人事評価等は、とかく主観的になりがちな評価をなるべく数値で表せる評価軸を入れて客観性を担保させようとする。例えば、それが営業成績、売上目標等や顧客満足度の数値であれば、ある程度評価される側も納得せざるを得ない。
基本的にビジネスでは定量的な見方を積極的に用いようとする。数値ほど普遍的な評価軸はないからだ。しかしその評価も万全ではなく、仕事では数値で表せない努力やパフォーマンスもあるわけで、その人の心構えや協調性、創造性等をプロセスを含めて定性評価を交えるのが一般的である。
「マネーの虎」にあっても、とりあえずは志願者のビジネスプランをもとに定量評価がなされるのが基本的な流れであった。売上目標は?経費は?利益率は?と社長たちから厳しいつっこみがあるわけであるが、よくみるとプランの有益性よりも社長たちは志願者の人間性を定性的に見極めようとしていたと思うのである。
もちろんビジネスプランがきちんと練りこまれているほうが有利ではあろうが、それは第一関門を突破する前段階みたいなものであって、そのプランをネタにいろいろと志願者に質問をして、どういう反応がかえってくるか、というところに視点を置いていたように見える。

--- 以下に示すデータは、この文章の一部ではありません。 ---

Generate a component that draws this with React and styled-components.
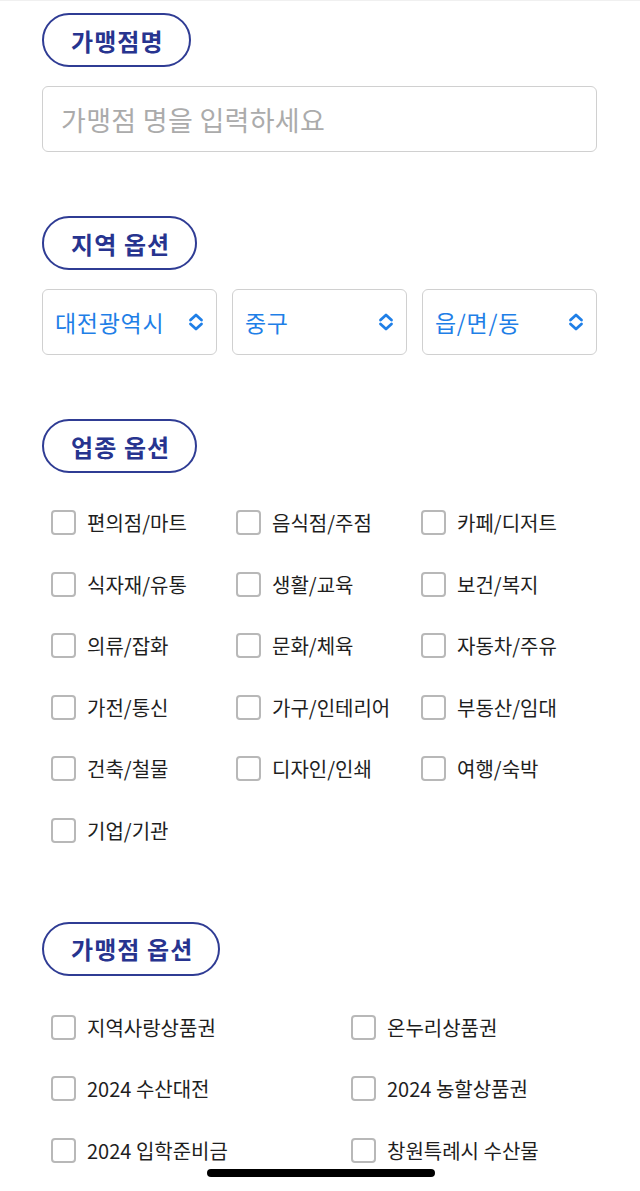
import React from 'react';
import styled, { createGlobalStyle } from 'styled-components';

const Global = createGlobalStyle`
  html, body {
    margin: 0;
    padding: 0;
    background: #ffffff;
  }
  * {
    box-sizing: border-box;
  }
  body {
    font-family: "Noto Sans CJK KR", "Noto Sans", sans-serif;
  }
`;

const Page = styled.div`
  position: relative;
  width: 640px;
  height: 1191px;
  overflow: hidden;
  padding: 12px 43px 0 42px;
  border-top: 1px solid #f0f0f0;
`;

const Section = styled.section`
  display: flex;
  flex-direction: column;
  align-items: flex-start;
  margin-top: ${p => p.top || 0}px;
`;

const Pill = styled.div`
  height: 54px;
  padding: 0 25px 0 27px;
  border: 2px solid #2f3c94;
  border-radius: 27px;
  display: flex;
  align-items: center;
  color: #27348f;
  font-size: 24px;
  font-weight: 700;
  letter-spacing: 1.1px;
`;

const Input = styled.input`
  margin-top: 19px;
  width: 555px;
  height: 66px;
  border: 1.5px solid #d0d0d0;
  border-radius: 6px;
  padding: 0 18px;
  font-family: inherit;
  font-size: 27px;
  letter-spacing: 0.3px;
  color: #333;
  outline: none;
  &::placeholder {
    color: #ababab;
  }
`;

const SelectRow = styled.div`
  margin-top: 19px;
  width: 555px;
  display: grid;
  grid-template-columns: repeat(3, 1fr);
  gap: 15px;
`;

const Select = styled.div`
  height: 66px;
  border: 1.5px solid #d0d0d0;
  border-radius: 6px;
  padding: 0 11px 0 12px;
  display: flex;
  align-items: center;
  justify-content: space-between;
  color: #1f7fe7;
  font-size: 23px;
  letter-spacing: 0.7px;
`;

const CheckGrid = styled.div`
  margin-top: ${p => p.top}px;
  margin-left: 9px;
  display: grid;
  grid-template-columns: repeat(${p => p.cols}, ${p => p.colWidth}px);
  grid-auto-rows: 25px;
  row-gap: 36.5px;
`;

const CheckItem = styled.label`
  display: flex;
  align-items: center;
  gap: 11px;
  font-size: 20px;
  letter-spacing: 0px;
  color: #1e1e1e;
  white-space: nowrap;
  line-height: 25px;
`;

const Box = styled.span`
  width: 25px;
  height: 25px;
  flex: none;
  border: 2px solid #b8b8b8;
  border-radius: 4px;
  background: #fff;
`;

const HomeBar = styled.div`
  position: absolute;
  left: 207px;
  bottom: 14px;
  width: 228px;
  height: 8px;
  border-radius: 4px;
  background: #000;
`;

const Chevrons = () => (
  <svg width="18" height="20" viewBox="0 0 18 20" fill="none">
    <path d="M3.5 8 L9 3 L14.5 8" stroke="#1f7fe7" strokeWidth="2.8" strokeLinecap="round" strokeLinejoin="round" />
    <path d="M3.5 12 L9 17 L14.5 12" stroke="#1f7fe7" strokeWidth="2.8" strokeLinecap="round" strokeLinejoin="round" />
  </svg>
);

const categories = [
  '편의점/마트', '음식점/주점', '카페/디저트',
  '식자재/유통', '생활/교육', '보건/복지',
  '의류/잡화', '문화/체육', '자동차/주유',
  '가전/통신', '가구/인테리어', '부동산/임대',
  '건축/철물', '디자인/인쇄', '여행/숙박',
  '기업/기관',
];

const storeOptions = [
  '지역사랑상품권', '온누리상품권',
  '2024 수산대전', '2024 농할상품권',
  '2024 입학준비금', '창원특례시 수산물',
];

const regions = ['대전광역시', '중구', '읍/면/동'];

export default function App() {
  return (
    <Page>
      <Global />
      <Section>
        <Pill>가맹점명</Pill>
        <Input placeholder="가맹점 명을 입력하세요" />
      </Section>

      <Section top={64}>
        <Pill>지역 옵션</Pill>
        <SelectRow>
          {regions.map(r => (
            <Select key={r}>
              <span>{r}</span>
              <Chevrons />
            </Select>
          ))}
        </SelectRow>
      </Section>

      <Section top={64}>
        <Pill>업종 옵션</Pill>
        <CheckGrid top={37} cols={3} colWidth={185}>
          {categories.map(c => (
            <CheckItem key={c}>
              <Box />
              {c}
            </CheckItem>
          ))}
        </CheckGrid>
      </Section>

      <Section top={79}>
        <Pill>가맹점 옵션</Pill>
        <CheckGrid top={39} cols={2} colWidth={300}>
          {storeOptions.map(o => (
            <CheckItem key={o}>
              <Box />
              {o}
            </CheckItem>
          ))}
        </CheckGrid>
      </Section>

      <HomeBar />
    </Page>
  );
}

「令和の虎」の岩井社長は「マネーの虎」おいてトータルで6〜7,000万ほど出資したらしいが、その中でビジネスプランの内容に共感したことは1回もなく、「この人と一緒に仕事をしてみたいか?」「きちんと約束は守ってくれそうか?」等々、基本的に志願者の人間性をみて判断していたという。
他の社長も多かれ少なかれ、番組をみていた印象では似たような判断で投資していたように思えるのである。その評価基準が目立ったかたちで表現されたのが、家具職人の回だったように思える。

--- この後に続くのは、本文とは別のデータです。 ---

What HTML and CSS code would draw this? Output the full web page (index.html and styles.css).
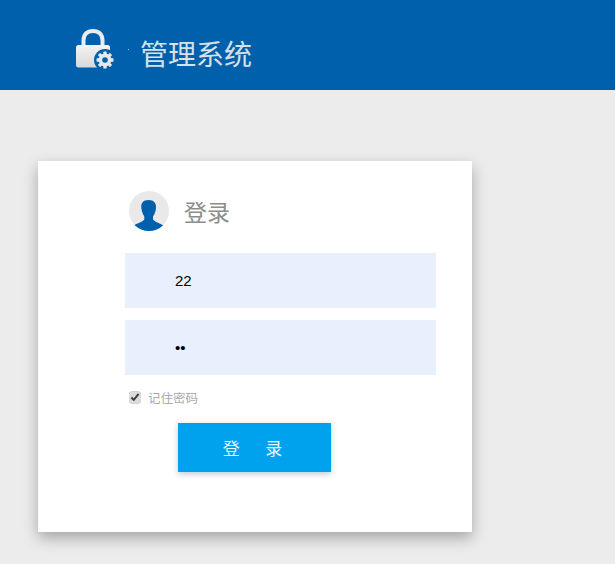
FILE: index.html
```html
<!DOCTYPE html>
<html lang="zh-CN">

<head>
    <meta charset="UTF-8">
    <meta name="viewport" content="width=device-width, initial-scale=1.0">
    <title>管理系统</title>
    <link rel="stylesheet" href="styles.css">
</head>

<body>
    <div class="header">
        <svg class="logo" width="40" height="42" viewBox="0 0 40 42">
            <defs>
                <linearGradient id="lock-fill" x1="0" y1="0" x2="0" y2="1">
                    <stop offset="0" stop-color="#f4f4f4"/>
                    <stop offset="1" stop-color="#d8d8d8"/>
                </linearGradient>
            </defs>
            <path d="M7.500 18V11.500C7.500 5.500 11 2 17 2S26.500 5.500 26.500 11.500V18" fill="none" stroke="#ececec" stroke-width="4"/>
            <rect x="0" y="16" width="34" height="22.500" rx="2.500" fill="url(#lock-fill)"/>
            <circle cx="29" cy="31" r="11" fill="#0060ac"/>
            <g fill="#e8e8e8">
                <circle cx="29" cy="31" r="6.500"/>
                <rect x="27.300" y="22.500" width="3.400" height="17" rx="0.600"/>
                <rect x="27.300" y="22.500" width="3.400" height="17" rx="0.600" transform="rotate(45 29 31)"/>
                <rect x="27.300" y="22.500" width="3.400" height="17" rx="0.600" transform="rotate(90 29 31)"/>
                <rect x="27.300" y="22.500" width="3.400" height="17" rx="0.600" transform="rotate(135 29 31)"/>
            </g>
            <circle cx="29" cy="31" r="2.800" fill="#0060ac"/>
        </svg>
        <span class="speck"></span>
        <h1 class="system-name">管理系统</h1>
    </div>

    <div class="login-card">
        <div class="login-title">
            <svg class="avatar" width="40" height="40" viewBox="0 0 40 40">
                <defs>
                    <clipPath id="avatar-clip">
                        <circle cx="20" cy="20" r="20"/>
                    </clipPath>
                </defs>
                <circle cx="20" cy="20" r="20" fill="#e9e9e9"/>
                <g clip-path="url(#avatar-clip)" fill="#0060ac">
                    <path d="M19.500 9C14 9 11.800 12.500 12.300 17C12.700 20.500 14 23.500 15.300 25.500V28.500C13 31.500 7 32 3 36V40H36V36C32 32 26.500 31.500 24 28.500V25.500C25.500 23.500 26.700 20.500 27 17C27.400 12.500 25 9 19.500 9Z"/>
                </g>
            </svg>
            <h2>登录</h2>
        </div>

        <input class="text-input" type="text" value="22">
        <input class="text-input" type="password" value="22">

        <label class="remember">
            <input type="checkbox" checked>
            <span>记住密码</span>
        </label>

        <button class="login-btn">登 录</button>
    </div>
</body>

</html>
```

FILE: styles.css
```css
body {
    margin: 0;
    min-height: 564px;
    background: #ececec;
    font-family: "Liberation Sans", "Noto Sans CJK SC", sans-serif;
}

.header {
    display: flex;
    align-items: center;
    height: 90px;
    padding-left: 76px;
    background: #0060ac;
}

.logo {
    flex: none;
    margin-top: 10px;
}

.speck {
    width: 1px;
    height: 1px;
    margin: 8px 0 0 12px;
    background: #9dbfdc;
}

.system-name {
    margin: 16px 0 0 11px;
    font-size: 28px;
    font-weight: normal;
    color: #d8e0e8;
}

.login-card {
    box-sizing: border-box;
    width: 434px;
    height: 371px;
    margin: 71px 0 0 38px;
    padding: 30px 36px 0 87px;
    background: white;
    box-shadow: 0 6px 14px rgba(0, 0, 0, 0.3);
}

.login-title {
    display: flex;
    align-items: center;
    gap: 15px;
    padding-left: 4px;
    margin-bottom: 22px;
}

.avatar {
    flex: none;
}

.login-title h2 {
    margin: 0;
    font-size: 23px;
    font-weight: normal;
    color: #8c8c8c;
}

.text-input {
    display: block;
    box-sizing: border-box;
    width: 311px;
    height: 55px;
    margin-bottom: 12px;
    padding: 0 0 0 50px;
    border: none;
    outline: none;
    background: #e8f0fe;
    font-family: "Liberation Sans", sans-serif;
    font-size: 15px;
    color: black;
}

.remember {
    display: flex;
    align-items: center;
    gap: 7px;
    height: 18px;
    padding: 1px 0 0 4px;
    font-size: 12.500px;
    color: #aaa;
}

.remember input {
    width: 12px;
    height: 13px;
    margin: 0;
    accent-color: #dcdcdc;
}

.login-btn {
    display: block;
    width: 153px;
    height: 49px;
    margin: 17px 0 0 53px;
    padding: 0 9px 0 5px;
    border: none;
    background: #00a2ed;
    color: #e6f6ff;
    font-family: "Liberation Sans", "Noto Sans CJK SC", sans-serif;
    font-size: 17px;
    word-spacing: 21px;
    box-shadow: 0 2px 6px rgba(0, 40, 80, 0.25);
    cursor: pointer;
}
```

誠実で朴訥な人柄を評価したというのも定性評価ともいえなくもないが、もっと端的にいえば、その人を「好きか嫌いか」というシンプルな理由で選んでいたとも言える。でなければプレゼン能力が高いわけでもなく、借金一億円という負債を抱えた人物を選ぶという合理的説明がつかない。

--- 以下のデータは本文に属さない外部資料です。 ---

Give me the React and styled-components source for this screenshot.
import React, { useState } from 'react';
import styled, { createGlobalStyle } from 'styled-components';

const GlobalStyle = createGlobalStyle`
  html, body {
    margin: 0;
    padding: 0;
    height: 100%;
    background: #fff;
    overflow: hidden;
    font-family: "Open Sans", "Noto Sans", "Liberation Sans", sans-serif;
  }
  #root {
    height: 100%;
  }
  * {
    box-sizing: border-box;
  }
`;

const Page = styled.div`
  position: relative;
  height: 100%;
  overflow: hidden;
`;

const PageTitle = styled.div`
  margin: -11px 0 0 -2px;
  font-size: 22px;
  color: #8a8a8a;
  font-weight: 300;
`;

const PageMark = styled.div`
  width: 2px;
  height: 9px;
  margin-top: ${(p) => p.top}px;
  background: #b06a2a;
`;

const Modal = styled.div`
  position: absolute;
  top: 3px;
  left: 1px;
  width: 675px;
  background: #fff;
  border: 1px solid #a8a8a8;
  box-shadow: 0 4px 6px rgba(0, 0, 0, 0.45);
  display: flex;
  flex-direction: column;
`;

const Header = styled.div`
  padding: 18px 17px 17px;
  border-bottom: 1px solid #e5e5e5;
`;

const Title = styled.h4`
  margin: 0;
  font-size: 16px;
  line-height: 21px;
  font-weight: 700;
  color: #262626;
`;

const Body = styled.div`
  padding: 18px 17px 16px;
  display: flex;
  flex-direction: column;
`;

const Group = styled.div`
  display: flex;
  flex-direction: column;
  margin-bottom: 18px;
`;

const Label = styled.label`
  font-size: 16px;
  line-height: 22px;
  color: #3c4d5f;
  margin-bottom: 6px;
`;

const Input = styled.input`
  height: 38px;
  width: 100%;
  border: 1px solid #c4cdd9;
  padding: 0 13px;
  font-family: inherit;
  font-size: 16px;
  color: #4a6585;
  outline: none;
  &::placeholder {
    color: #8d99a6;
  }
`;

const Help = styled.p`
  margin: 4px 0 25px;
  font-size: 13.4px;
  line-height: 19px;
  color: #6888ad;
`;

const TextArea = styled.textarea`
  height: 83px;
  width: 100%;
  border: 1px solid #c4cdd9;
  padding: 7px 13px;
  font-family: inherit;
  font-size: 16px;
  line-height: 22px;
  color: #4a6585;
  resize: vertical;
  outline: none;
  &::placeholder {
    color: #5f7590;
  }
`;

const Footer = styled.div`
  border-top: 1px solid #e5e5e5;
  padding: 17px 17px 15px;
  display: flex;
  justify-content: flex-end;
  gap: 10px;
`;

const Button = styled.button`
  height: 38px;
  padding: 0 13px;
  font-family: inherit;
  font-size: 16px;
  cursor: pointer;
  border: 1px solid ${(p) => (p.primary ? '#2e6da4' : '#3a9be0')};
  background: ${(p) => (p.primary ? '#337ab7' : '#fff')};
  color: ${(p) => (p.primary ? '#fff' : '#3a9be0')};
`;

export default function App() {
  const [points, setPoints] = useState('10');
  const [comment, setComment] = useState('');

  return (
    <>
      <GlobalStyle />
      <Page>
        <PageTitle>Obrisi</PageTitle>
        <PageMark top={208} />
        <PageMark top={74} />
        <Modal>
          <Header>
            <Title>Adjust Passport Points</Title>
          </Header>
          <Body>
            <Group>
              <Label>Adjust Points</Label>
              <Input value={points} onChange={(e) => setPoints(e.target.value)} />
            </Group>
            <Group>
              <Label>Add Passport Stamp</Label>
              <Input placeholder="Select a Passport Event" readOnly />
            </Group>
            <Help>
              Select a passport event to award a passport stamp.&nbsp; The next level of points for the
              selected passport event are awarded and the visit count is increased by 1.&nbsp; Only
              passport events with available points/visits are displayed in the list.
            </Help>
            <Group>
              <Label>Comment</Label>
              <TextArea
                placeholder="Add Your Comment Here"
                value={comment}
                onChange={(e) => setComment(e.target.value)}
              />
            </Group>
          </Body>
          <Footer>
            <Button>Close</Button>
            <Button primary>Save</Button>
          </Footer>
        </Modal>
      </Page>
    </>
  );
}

よくよく見れば、ニスを舐めて一生懸命安全性をアピールするなど結果的に印象的なプレゼンができているとも言えるし、一億円の借金があることで、むしろ発奮材料になると社長たちが思ったのかもしれない。それにしたって嫌いな人物だったとしたら長い時間かけてかかわろうとするだろうか?
好きか嫌いか
「マネーの虎」は志願者にとって厳しい試練の番組だったかもしれないが、社長たちにとっても、厳しい場であったように思える。会社の人事評価であれば長い期間かけて人を評価できるが、番組では初対面の人物を短時間の間に多額の金額を出すか出さないかの判断を迫られるわけである。
そうであれば、定量的な判断材料が限られてくる以上、自分の直感を拠り所にして判断せざるを得ない。それが社長たちにとって好きか嫌いかという、言ってみれば人間にとって最も原始的でシンプルな判断基準になっていたというのが興味深い。
百戦錬磨の社長たちが下す判断は、それが直感とはいえ鋭いものを含んでいると思う。実際にこの志願者はその後、事業を継続し念願のカフェを開設するに至っている。番組全体でみても、投資を受けた志願者の半分は現在も事業を継続できているらしい。一般の投資家に資金をだしてもらって事業を始めて成功する確率は13%と言われているから、それに比べれば社長たちは、非常に鋭い人物眼を持っていたことになる。
仕事に好き嫌いを持ち込むのはプロとしてあるまじきこととか、好き嫌いで決めるのは公平ではない、という意見もあるだろう。もちろん能力ありきで、相性が合わない人物とタッグを組んで上手く行く場合も多いと思う。
しかし世の中で物ごとが決まっていく過程では、得てして好き嫌いが大きな判断材料となることがある。どうにもならないことかもしれないが、能力一辺倒ではないところに人生の出会いの面白さがあるし、逆にチャンスになる可能性があることも覚えておきたい。